Thanks a lot @Christian_Reich, this was very helpful. If you do not mind, I have a few follow-up questions.
In fact, I am also struggling to place the disease in one of those three categories. I am interested in sleep apnea, however, since I am looking in the pediatric population, the duration of disease varies quite a lot depending on surgery outcome or patients outgrowing disease. At this point, because I am only looking for a rough estimate, I would go for the simple solution that you are offering here:
However, I am not really clear on how to perform that. Let’s say that I assume disease duration to be around 3 years. Does it mean that I would look at the earliest event any time before the end of the specified 3 year-period? Is this essentially the same as the trivial calculation you have offered for type (iii) diseases, except for a more defined time window? Is there anything else that I would need to perform on Atlas?
At the moment, my aim is to find all people in the database within that specified period in the denominator by using Observation Period. When I look into the number of patients with the disease record within the period of interest, that number is not a true subpopulation of the cohort I create with Observation Period criteria. It captures way more people than when I try to create subgroup analyses on characterizations (which I know is not the right way to go about with the analysis but I wanted to check whether there were major discrepencies). Hence, it would be implied that not everyone that I define as diseased would be a part of the denominator or I believe people would be counted more than once. Do you believe that is an artifact of the approach or is there something that I am essentially wrong about here?

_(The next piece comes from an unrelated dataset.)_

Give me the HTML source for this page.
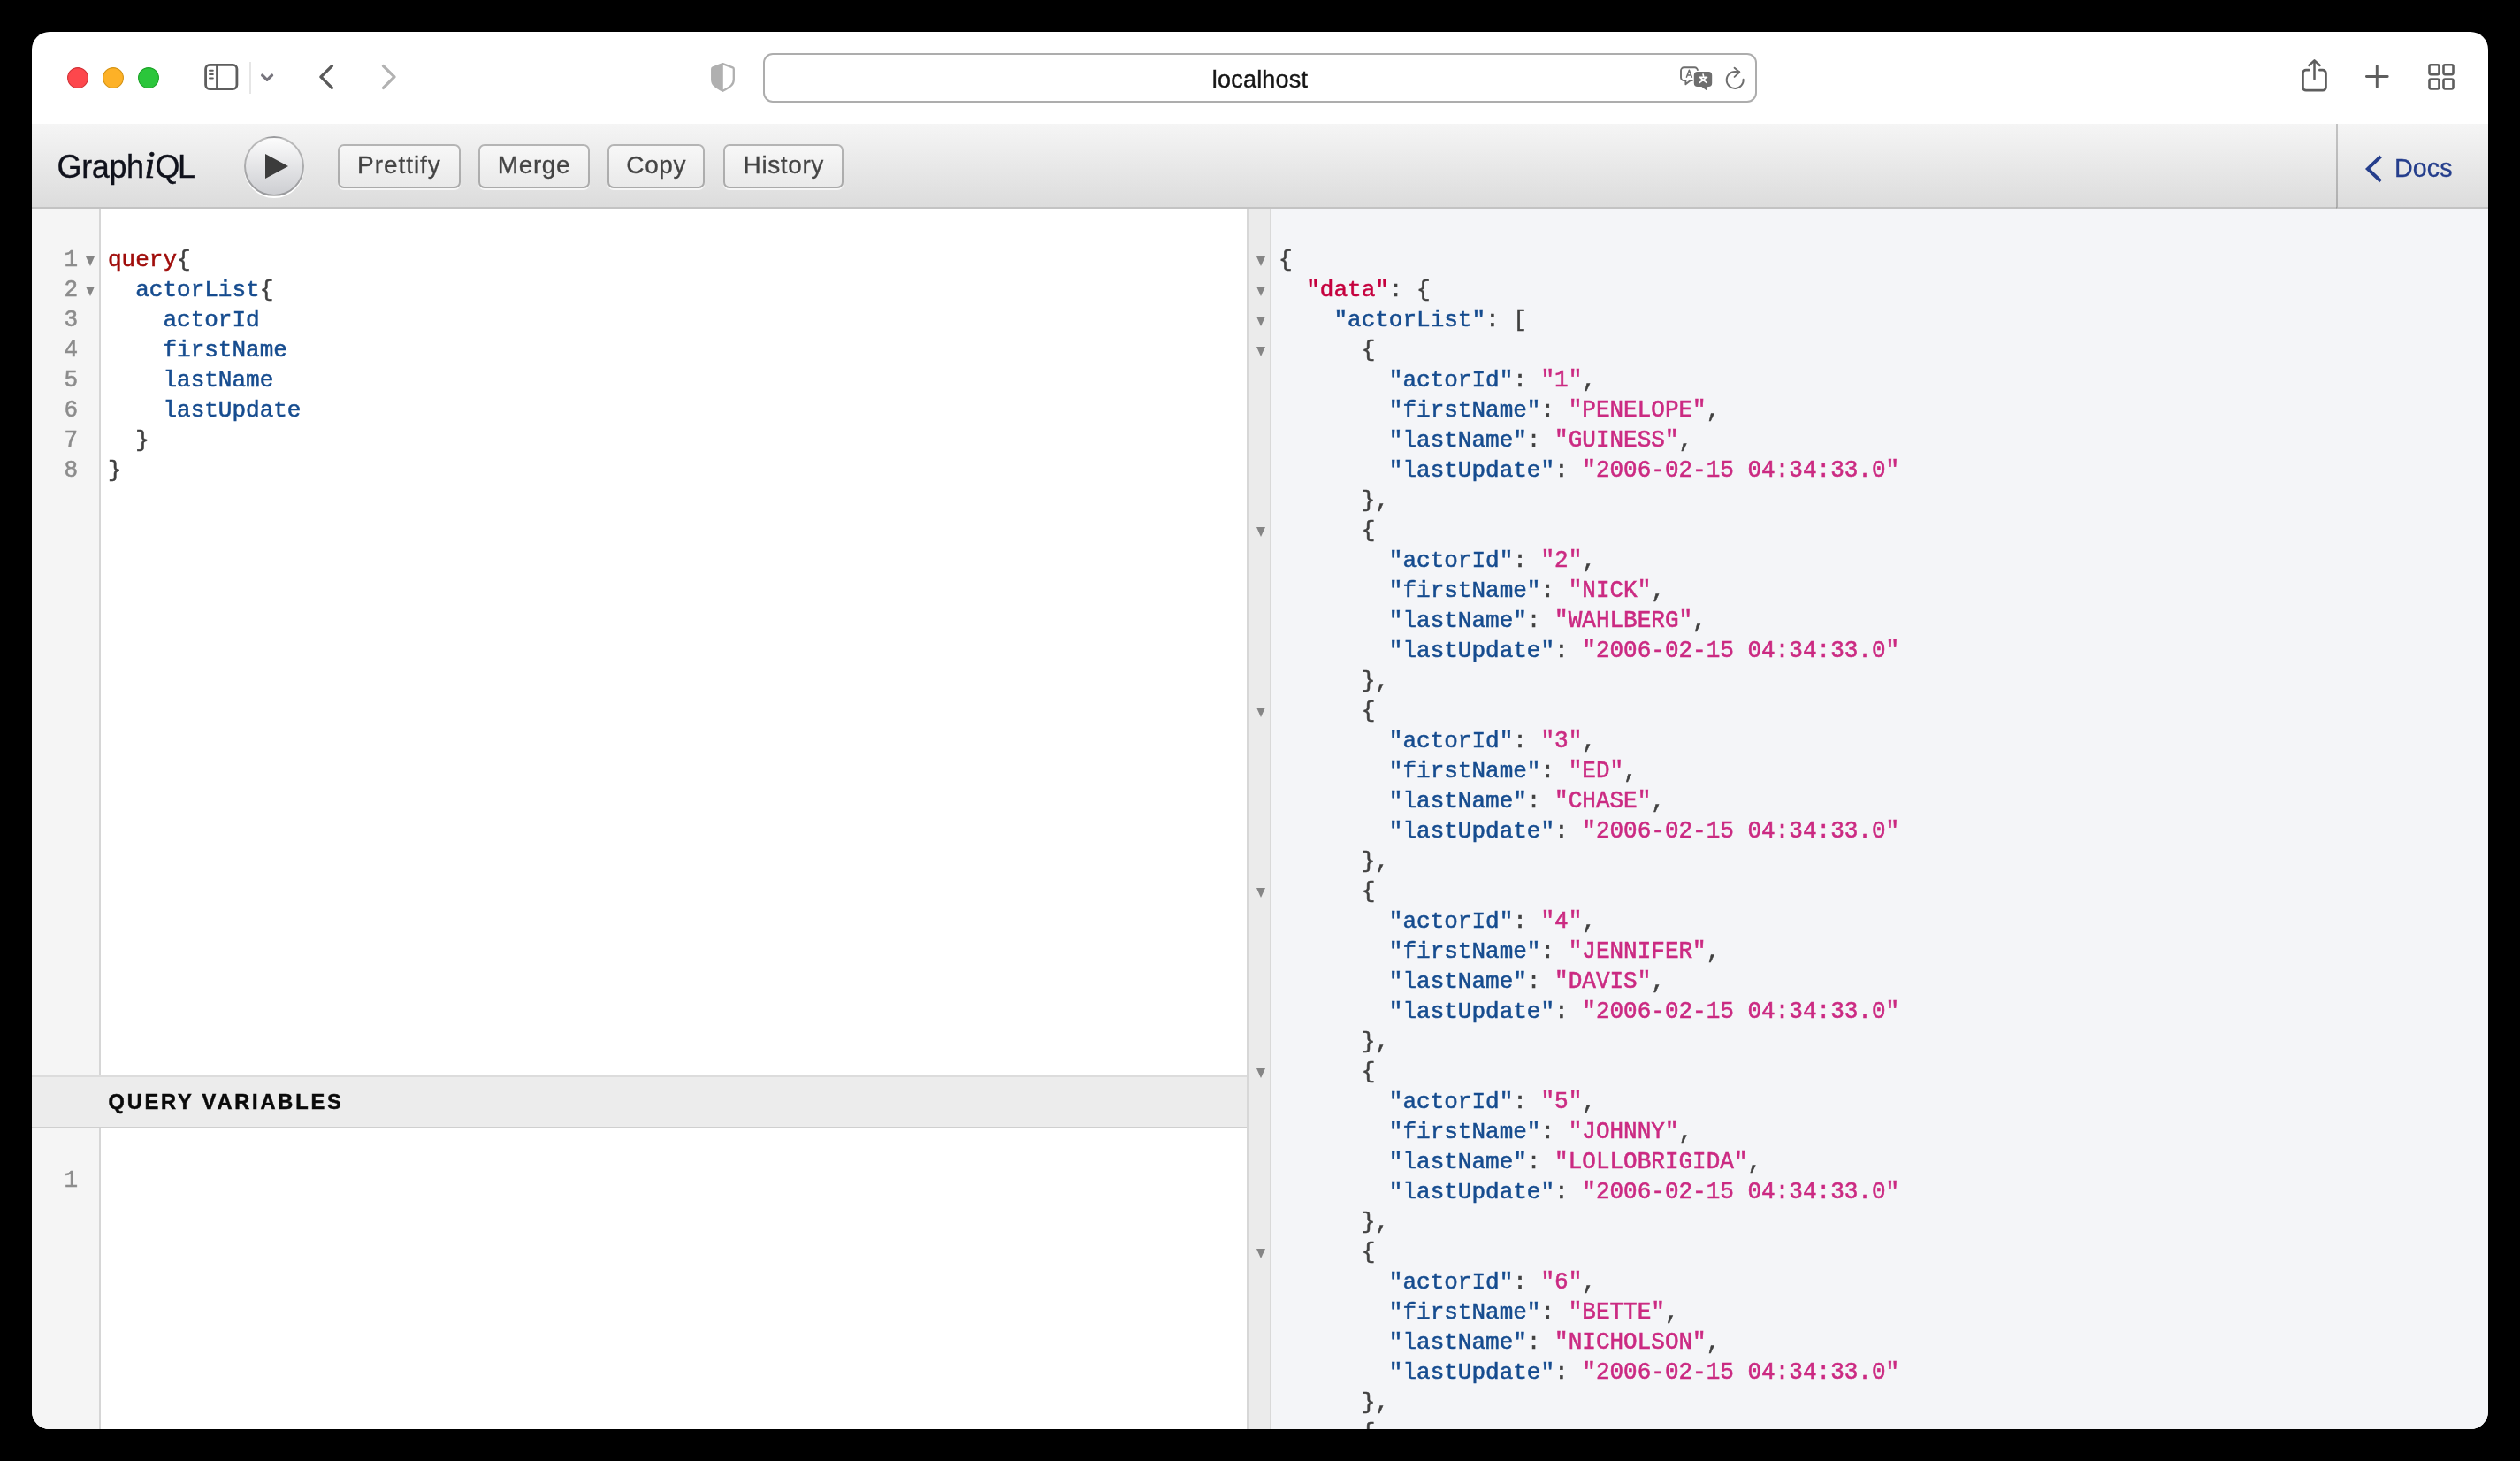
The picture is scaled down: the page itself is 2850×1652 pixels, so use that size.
<!DOCTYPE html>
<html>
<head>
<meta charset="utf-8">
<title>localhost</title>
<style>
html,body{margin:0;padding:0;background:#000;}
body{width:2850px;height:1652px;overflow:hidden;position:relative;font-family:"Liberation Sans",sans-serif;}
.win{position:absolute;left:36px;top:36px;width:2778px;height:1580px;border-radius:20px;overflow:hidden;background:#fff;}
.pg{position:absolute;left:-36px;top:-36px;width:2850px;height:1652px;will-change:transform;}
.pg *{box-sizing:border-box;}
.abs{position:absolute;}
svg{position:absolute;overflow:visible;}
/* safari toolbar */
.tl{position:absolute;top:75.5px;width:25px;height:25px;border-radius:50%;}
.url{position:absolute;left:863px;top:60px;width:1124px;height:56px;border:2px solid #adadad;border-radius:11px;background:#fff;}
.urltxt{position:absolute;left:863px;width:1124px;top:70px;height:40px;line-height:40px;text-align:center;font-size:27px;color:#161616;letter-spacing:0.2px;-webkit-text-stroke:0.4px #161616;}
/* graphiql top bar */
.topbar{position:absolute;left:36px;top:140px;width:2778px;height:96px;background:linear-gradient(#f5f5f5,#dcdcdc);border-bottom:2px solid #c3c3c3;}
.title{position:absolute;left:64.6px;top:164.6px;height:48px;line-height:48px;font-size:36px;color:#10121c;white-space:nowrap;letter-spacing:-0.4px;-webkit-text-stroke:0.35px #10121c;}
.title em{font-family:"Liberation Serif",serif;font-size:44px;font-style:italic;-webkit-text-stroke:0.7px #10121c;margin:0 -0.1px 0 0.6px;letter-spacing:0;line-height:0;}
.title b{font-weight:normal;letter-spacing:-2.4px;}
.exec{position:absolute;left:275.5px;top:154px;width:68px;height:68px;border-radius:34px;border:2px solid rgba(0,0,0,0.25);background:linear-gradient(#fcfcfc,#cdced2);box-shadow:0 2px 0 #fff;}
.tb{position:absolute;top:163.2px;height:49.4px;border-radius:7px;background:linear-gradient(#f8f8f8,#e9e9e9);box-shadow:inset 0 0 0 2px rgba(0,0,0,0.27),0 2px 0 rgba(255,255,255,0.7);color:#444;font-size:28px;line-height:48px;-webkit-text-stroke:0.3px #444;text-align:center;white-space:nowrap;}
.docs{position:absolute;left:2642px;top:140px;width:172px;height:96px;border-left:2px solid rgba(0,0,0,0.2);border-bottom:2px solid #c3c3c3;background:linear-gradient(#f5f5f5,#dcdcdc);}
.docstxt{position:absolute;left:2708px;top:169.8px;height:40px;line-height:40px;font-size:28.6px;color:#253E8C;letter-spacing:0.15px;-webkit-text-stroke:0.3px #253E8C;}
/* editors */
.gut{position:absolute;left:36px;width:78px;background:#f5f5f5;border-right:2px solid #d6d6d6;}
.mono{font-family:"Liberation Mono",monospace;font-size:26px;line-height:34px;-webkit-text-stroke-width:0.55px;}
.pre{white-space:pre;}
.lnum{position:absolute;left:36px;width:52px;text-align:right;color:#8c8c8c;}
.code{position:absolute;left:122px;top:277.3px;color:#404040;}
.kw{color:#a00d0b;}
.pr{color:#164c8f;}
.p{color:#404040;}
.k{color:#164c8f;}
.d{color:#c5003e;}
.s{color:#cb2a82;}
.fo{position:absolute;display:block;width:0;height:0;border-left:5.5px solid transparent;border-right:5.5px solid transparent;border-top:11.4px solid #858585;}
.vtitle{position:absolute;left:36px;top:1216px;width:1374px;height:60px;background:#ececec;border-top:2px solid #dcdcdc;border-bottom:2px solid #cfcfcf;}
.vtxt{position:absolute;left:122.5px;top:1226px;height:40px;line-height:40px;font-size:23.6px;font-weight:bold;letter-spacing:2.82px;color:#0a0a0a;-webkit-text-stroke:0.5px #0a0a0a;white-space:nowrap;}
.res{position:absolute;left:1410px;top:236px;width:1404px;height:1380px;background:#f4f5f8;}
.rgut{position:absolute;left:0;top:0;width:28px;height:1380px;background:#ebebeb;border-left:2px solid #d7d7d7;border-right:2px solid #d9d9d9;}
.rcode{position:absolute;left:36px;top:41.3px;}
.ln{height:34px;white-space:pre;}
.nl{height:34px;transform:scaleY(1.06);transform-origin:0 24px;}
.s{display:inline-block;transform:scaleY(1.09);transform-origin:0 24px;}
</style>
</head>
<body>
<div class="win"><div class="pg">

<!-- ============ Safari toolbar ============ -->
<svg style="left:70px;top:70px" width="120" height="36" viewBox="70 70 120 36">
  <circle cx="88" cy="88" r="11.4" fill="#fd474c" stroke="#d33237" stroke-width="1.1"/>
  <circle cx="128" cy="88" r="11.4" fill="#fdb127" stroke="#d69414" stroke-width="1.1"/>
  <circle cx="168" cy="88" r="11.4" fill="#2bc63b" stroke="#1ba326" stroke-width="1.1"/>
</svg>

<!-- sidebar icon -->
<svg style="left:228px;top:68px" width="46" height="38" viewBox="228 68 46 38">
  <rect x="232.6" y="73.3" width="35.3" height="27.2" rx="4.6" fill="none" stroke="#5e5e5e" stroke-width="2.8"/>
  <line x1="245.4" y1="73.3" x2="245.4" y2="100.5" stroke="#5e5e5e" stroke-width="2.6"/>
  <g stroke="#5e5e5e" stroke-width="2" stroke-linecap="round">
    <line x1="237" y1="79.7" x2="240.8" y2="79.7"/>
    <line x1="237" y1="84.1" x2="240.8" y2="84.1"/>
    <line x1="237" y1="88.5" x2="240.8" y2="88.5"/>
  </g>
</svg>
<div class="abs" style="left:282px;top:70px;width:2px;height:36px;background:#e6e6e6;"></div>
<svg style="left:290px;top:78px" width="24" height="20" viewBox="290 78 24 20">
  <polyline points="296.6,85 302.1,90.4 307.6,85" fill="none" stroke="#77757d" stroke-width="3.2" stroke-linecap="round" stroke-linejoin="round"/>
</svg>
<svg style="left:355px;top:68px" width="100" height="40" viewBox="355 68 100 40">
  <polyline points="375.4,74.6 362.9,86.9 375.4,99.4" fill="none" stroke="#5a5a5a" stroke-width="3.4" stroke-linecap="round" stroke-linejoin="round"/>
  <polyline points="433.5,74.6 446,86.9 433.5,99.4" fill="none" stroke="#b2b2b2" stroke-width="3.4" stroke-linecap="round" stroke-linejoin="round"/>
</svg>

<!-- shield -->
<svg style="left:800px;top:66px" width="36" height="42" viewBox="800 66 36 42">
  <defs><clipPath id="shl"><rect x="800" y="66" width="17.8" height="42"/></clipPath></defs>
  <path d="M817.5 72.1 L828.6 76.3 Q829.8 76.8 829.8 78.1 V90 C829.8 95.6 826.2 98.2 817.5 102.8 C808.8 98.2 805.2 95.6 805.2 90 V78.1 Q805.2 76.8 806.4 76.3 Z" fill="none" stroke="#b0b0b0" stroke-width="2.3" stroke-linejoin="round"/>
  <path d="M817.5 72.1 L828.6 76.3 Q829.8 76.8 829.8 78.1 V90 C829.8 95.6 826.2 98.2 817.5 102.8 C808.8 98.2 805.2 95.6 805.2 90 V78.1 Q805.2 76.8 806.4 76.3 Z" fill="#b0b0b0" clip-path="url(#shl)"/>
</svg>

<div class="url"></div>
<div class="urltxt">localhost</div>

<!-- translate icon -->
<svg style="left:1896px;top:72px" width="44" height="34" viewBox="1896 72 44 34">
  <path d="M1904.5 76.3 H1916.5 A3.5 3.5 0 0 1 1920 79.8 V87.5 A3.5 3.5 0 0 1 1916.5 91 H1911.8 L1906.4 95.3 V91 H1904.5 A3.5 3.5 0 0 1 1901 87.5 V79.8 A3.5 3.5 0 0 1 1904.5 76.3 Z" fill="#fff" stroke="#6e6e6e" stroke-width="1.9" stroke-linejoin="round"/>
  <path d="M1907.2 87.8 L1910.4 79.3 L1913.6 87.8 M1908.4 85 H1912.4" fill="none" stroke="#6e6e6e" stroke-width="1.5" stroke-linejoin="round" stroke-linecap="butt"/>
  <path d="M1919.8 81 H1932.2 A4 4 0 0 1 1936.2 85 V93.9 A4 4 0 0 1 1932.2 97.9 H1931.2 L1930.9 101.9 H1929.6 L1924.4 97.9 H1919.8 A4 4 0 0 1 1915.8 93.9 V85 A4 4 0 0 1 1919.8 81 Z" fill="#6e6e6e" stroke="#fff" stroke-width="2.4" paint-order="stroke" stroke-linejoin="round"/>
  <path d="M1921.9 87.4 H1930.5 M1926 83.9 L1926.5 85.8 M1923.5 88.4 L1930.3 93.7 M1928.9 88.4 L1921.9 93.7" fill="none" stroke="#fff" stroke-width="1.6" stroke-linecap="round"/>
</svg>
<!-- reload icon -->
<svg style="left:1946px;top:72px" width="32" height="34" viewBox="1946 72 32 34">
  <path d="M1971.6 89.6 A9.5 9.5 0 1 1 1962.1 81 L1967.2 81.3" fill="none" stroke="#6e6e6e" stroke-width="1.9" stroke-linecap="round" stroke-linejoin="round"/>
  <polyline points="1961.6,76.7 1967.3,81.5 1961.6,86.9" fill="none" stroke="#6e6e6e" stroke-width="1.9" stroke-linecap="round" stroke-linejoin="round"/>
</svg>

<!-- share -->
<svg style="left:2598px;top:62px" width="40" height="46" viewBox="2598 62 40 46">
  <path d="M2611.4 79.2 h-3.4 a3.6 3.6 0 0 0 -3.6 3.6 v15.8 a3.6 3.6 0 0 0 3.6 3.6 h18.8 a3.6 3.6 0 0 0 3.6 -3.6 v-15.8 a3.6 3.6 0 0 0 -3.6 -3.6 h-3.4" fill="none" stroke="#5e5e5e" stroke-width="2.8" stroke-linecap="round"/>
  <path d="M2617.5 89.6 v-21 M2611.4 74 l6.1 -5.7 l6.1 5.7" fill="none" stroke="#5e5e5e" stroke-width="2.5" stroke-linecap="round" stroke-linejoin="round"/>
</svg>
<!-- plus -->
<svg style="left:2670px;top:68px" width="36" height="36" viewBox="2670 68 36 36">
  <path d="M2676.4 86.5 h23.8 M2688.3 74.6 v23.8" fill="none" stroke="#5e5e5e" stroke-width="2.9" stroke-linecap="round"/>
</svg>
<!-- grid -->
<svg style="left:2742px;top:68px" width="38" height="38" viewBox="2742 68 38 38">
  <g fill="none" stroke="#5e5e5e" stroke-width="2.6">
    <rect x="2747.5" y="73.2" width="11" height="10.9" rx="1.8"/>
    <rect x="2763.5" y="73.2" width="11" height="10.9" rx="1.8"/>
    <rect x="2747.5" y="89.5" width="11" height="10.9" rx="1.8"/>
    <rect x="2763.5" y="89.5" width="11" height="10.9" rx="1.8"/>
  </g>
</svg>

<!-- ============ GraphiQL top bar ============ -->
<div class="topbar"></div>
<div class="title">Graph<em>i</em><b>QL</b></div>
<div class="exec"></div>
<svg style="left:278px;top:156px" width="68" height="68" viewBox="0 0 34 34"><path d="M 11 9 L 24 16 L 11 23 z" fill="#3c3c3c"/></svg>
<div class="tb" style="left:382.2px;width:138.5px;letter-spacing:0.95px;">Prettify</div>
<div class="tb" style="left:541.2px;width:125.6px;letter-spacing:0.6px;">Merge</div>
<div class="tb" style="left:687.1px;width:110.3px;letter-spacing:0.6px;">Copy</div>
<div class="tb" style="left:818.2px;width:136.2px;letter-spacing:0.6px;">History</div>
<div class="docs"></div>
<svg style="left:2670px;top:170px" width="30" height="42" viewBox="2670 170 30 42">
  <polyline points="2692.5,176.9 2677.8,190.9 2692.5,204.9" fill="none" stroke="#253E8C" stroke-width="3.9" stroke-linejoin="miter"/>
</svg>
<div class="docstxt">Docs</div>

<!-- ============ Query editor ============ -->
<div class="gut" style="top:236px;height:980px;"></div>
<div class="lnum mono pre" style="top:277px;"><div class="nl">1</div><div class="nl">2</div><div class="nl">3</div><div class="nl">4</div><div class="nl">5</div><div class="nl">6</div><div class="nl">7</div><div class="nl">8</div></div>
<i class="fo" style="left:96.5px;top:290px;"></i>
<i class="fo" style="left:96.5px;top:324px;"></i>
<div class="code mono pre"><span class="kw">query</span>{
  <span class="pr">actorList</span>{
    <span class="pr">actorId</span>
    <span class="pr">firstName</span>
    <span class="pr">lastName</span>
    <span class="pr">lastUpdate</span>
  }
}</div>

<!-- ============ Variable editor ============ -->
<div class="vtitle"></div>
<div class="vtxt">QUERY VARIABLES</div>
<div class="gut" style="top:1276px;height:340px;"></div>
<div class="lnum mono pre" style="top:1317.6px;"><div class="nl">1</div></div>

<!-- ============ Result ============ -->
<div class="res">
  <div class="rgut"></div>
  <div style="position:absolute;left:10.5px;top:54px;">
<i class="fo" style="top:0px"></i>
<i class="fo" style="top:34px"></i>
<i class="fo" style="top:68px"></i>
<i class="fo" style="top:102px"></i>
<i class="fo" style="top:306px"></i>
<i class="fo" style="top:510px"></i>
<i class="fo" style="top:714px"></i>
<i class="fo" style="top:918px"></i>
<i class="fo" style="top:1122px"></i>
<i class="fo" style="top:1326px"></i>
  </div>
  <div class="rcode mono">
<div class="ln"><span class="p">{</span></div>
<div class="ln">  <span class="d">"data"</span><span class="p">: {</span></div>
<div class="ln">    <span class="k">"actorList"</span><span class="p">: [</span></div>
<div class="ln">      <span class="p">{</span></div>
<div class="ln">        <span class="k">"actorId"</span><span class="p">: </span><span class="s">"1"</span><span class="p">,</span></div>
<div class="ln">        <span class="k">"firstName"</span><span class="p">: </span><span class="s">"PENELOPE"</span><span class="p">,</span></div>
<div class="ln">        <span class="k">"lastName"</span><span class="p">: </span><span class="s">"GUINESS"</span><span class="p">,</span></div>
<div class="ln">        <span class="k">"lastUpdate"</span><span class="p">: </span><span class="s">"2006-02-15 04:34:33.0"</span></div>
<div class="ln">      <span class="p">},</span></div>
<div class="ln">      <span class="p">{</span></div>
<div class="ln">        <span class="k">"actorId"</span><span class="p">: </span><span class="s">"2"</span><span class="p">,</span></div>
<div class="ln">        <span class="k">"firstName"</span><span class="p">: </span><span class="s">"NICK"</span><span class="p">,</span></div>
<div class="ln">        <span class="k">"lastName"</span><span class="p">: </span><span class="s">"WAHLBERG"</span><span class="p">,</span></div>
<div class="ln">        <span class="k">"lastUpdate"</span><span class="p">: </span><span class="s">"2006-02-15 04:34:33.0"</span></div>
<div class="ln">      <span class="p">},</span></div>
<div class="ln">      <span class="p">{</span></div>
<div class="ln">        <span class="k">"actorId"</span><span class="p">: </span><span class="s">"3"</span><span class="p">,</span></div>
<div class="ln">        <span class="k">"firstName"</span><span class="p">: </span><span class="s">"ED"</span><span class="p">,</span></div>
<div class="ln">        <span class="k">"lastName"</span><span class="p">: </span><span class="s">"CHASE"</span><span class="p">,</span></div>
<div class="ln">        <span class="k">"lastUpdate"</span><span class="p">: </span><span class="s">"2006-02-15 04:34:33.0"</span></div>
<div class="ln">      <span class="p">},</span></div>
<div class="ln">      <span class="p">{</span></div>
<div class="ln">        <span class="k">"actorId"</span><span class="p">: </span><span class="s">"4"</span><span class="p">,</span></div>
<div class="ln">        <span class="k">"firstName"</span><span class="p">: </span><span class="s">"JENNIFER"</span><span class="p">,</span></div>
<div class="ln">        <span class="k">"lastName"</span><span class="p">: </span><span class="s">"DAVIS"</span><span class="p">,</span></div>
<div class="ln">        <span class="k">"lastUpdate"</span><span class="p">: </span><span class="s">"2006-02-15 04:34:33.0"</span></div>
<div class="ln">      <span class="p">},</span></div>
<div class="ln">      <span class="p">{</span></div>
<div class="ln">        <span class="k">"actorId"</span><span class="p">: </span><span class="s">"5"</span><span class="p">,</span></div>
<div class="ln">        <span class="k">"firstName"</span><span class="p">: </span><span class="s">"JOHNNY"</span><span class="p">,</span></div>
<div class="ln">        <span class="k">"lastName"</span><span class="p">: </span><span class="s">"LOLLOBRIGIDA"</span><span class="p">,</span></div>
<div class="ln">        <span class="k">"lastUpdate"</span><span class="p">: </span><span class="s">"2006-02-15 04:34:33.0"</span></div>
<div class="ln">      <span class="p">},</span></div>
<div class="ln">      <span class="p">{</span></div>
<div class="ln">        <span class="k">"actorId"</span><span class="p">: </span><span class="s">"6"</span><span class="p">,</span></div>
<div class="ln">        <span class="k">"firstName"</span><span class="p">: </span><span class="s">"BETTE"</span><span class="p">,</span></div>
<div class="ln">        <span class="k">"lastName"</span><span class="p">: </span><span class="s">"NICHOLSON"</span><span class="p">,</span></div>
<div class="ln">        <span class="k">"lastUpdate"</span><span class="p">: </span><span class="s">"2006-02-15 04:34:33.0"</span></div>
<div class="ln">      <span class="p">},</span></div>
<div class="ln">      <span class="p">{</span></div>
  </div>
</div>

</div></div>
</body>
</html>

On another point, how do you feel about getting prevalence estimates via incidence rates in a defined period of suspected disease duration? Do you think reliable estimates could be obtained by multiplying the incidence rate with the duration of the disease? I am asking this question as the incidence numbers seem more robust for my analysis using claims data, but I also understand that this might be a stretch.
Thank you very much again, I find Atlas to be a useful tool but I am still trying to get to understand how to best utilize it for different research questions.